Thanks, guys. Fermi, your last response here, actually, it's two or three responses ago here, about solutions that need not only in-cabin monitoring, but DMS, ADAS, etc., and the importance of putting those together. Are you seeing any other competitors that have any of those functionalities put together for all of them? We'd love to hear the prospects therein, and if not, or if it's limited, can you talk about the leverage you're seeing in the market by having and being able to integrate together?
Right. So first of all, I think a lot of our competitors claim they have similar solutions, but if you look at the reality, in terms of the performance requirement, power requirement, and also video quality requirements, we definitely are on top. So this trend is more obvious in China because China doesn't have the infrastructure yet, so they are definitely willing to pay for more integrated solutions. So that's why we believe that if there's any multifunction device happening, it'll happen in China first and gradually move into other spaces. But I also see a similar trend in Asia, like Japan and Korea, but China definitely goes with the main driver for this one.
Thank you. This does conclude the question-and-answer session of today's program. I'd now like to hand the program back to Dr. Fermi Wang for any further remarks.

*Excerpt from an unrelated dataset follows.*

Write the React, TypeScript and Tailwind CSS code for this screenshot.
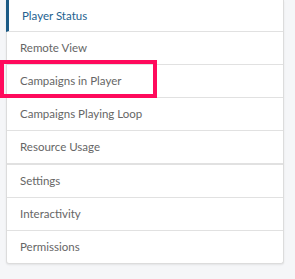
import React from "react";

const items = [
  "Remote View",
  "Campaigns in Player",
  "Campaigns Playing Loop",
  "Resource Usage",
];
const items2 = ["Settings", "Interactivity", "Permissions"];

export default function App() {
  return (
    <div
      className="relative w-[295px] h-[279px] bg-[#f5f6f8] overflow-hidden"
      style={{ fontFamily: 'Lato, "Open Sans", "Liberation Sans", sans-serif' }}
    >
      <div className="ml-[6px] w-[278px] bg-white border-x border-b border-[#dcdcdc] rounded-b-[3px] shadow-[0_1px_2px_rgba(0,0,0,0.08)]">
        <div className="h-[32px] -ml-px border-l-[3px] border-l-[#1b5a85] border-b border-b-[#e1e1e1] flex items-center pl-[13px] text-[11.5px] text-[#25628f]">
          Player Status
        </div>
        {items.map((t, i) => (
          <div
            key={t}
            className={
              i === items.length - 1
                ? "h-[34px] border-b-2 border-[#e1e1e1] flex items-center pl-[13px] text-[11.5px] text-[#666666]"
                : "h-[33px] border-b border-[#e1e1e1] flex items-center pl-[13px] text-[11.5px] text-[#666666]"
            }
          >
            {t}
          </div>
        ))}
        {items2.map((t, i) => (
          <div
            key={t}
            className={
              i === items2.length - 1
                ? "h-[32px] flex items-center pl-[13px] text-[11.5px] text-[#666666]"
                : "h-[33px] border-b border-[#e1e1e1] flex items-center pl-[13px] text-[11.5px] text-[#666666]"
            }
          >
            {t}
          </div>
        ))}
      </div>
      <div className="absolute left-0 top-[60px] w-[157px] h-[38px] border-4 border-[#ff0a5c]" />
    </div>
  );
}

Yes, thank you. I'm very proud of what our employees have achieved in the face of so many different challenges in recent years. And I am convinced, years from now, if we are looking back at fiscal year '22, this is going to be a major inflection point for Ambarella. And I'm very excited about our future. And with that, I say thank you and goodbye for now.
Goodbye.
Thank you, ladies and gentlemen for your participation in today's conference. This does conclude the program. You may now disconnect. Good day.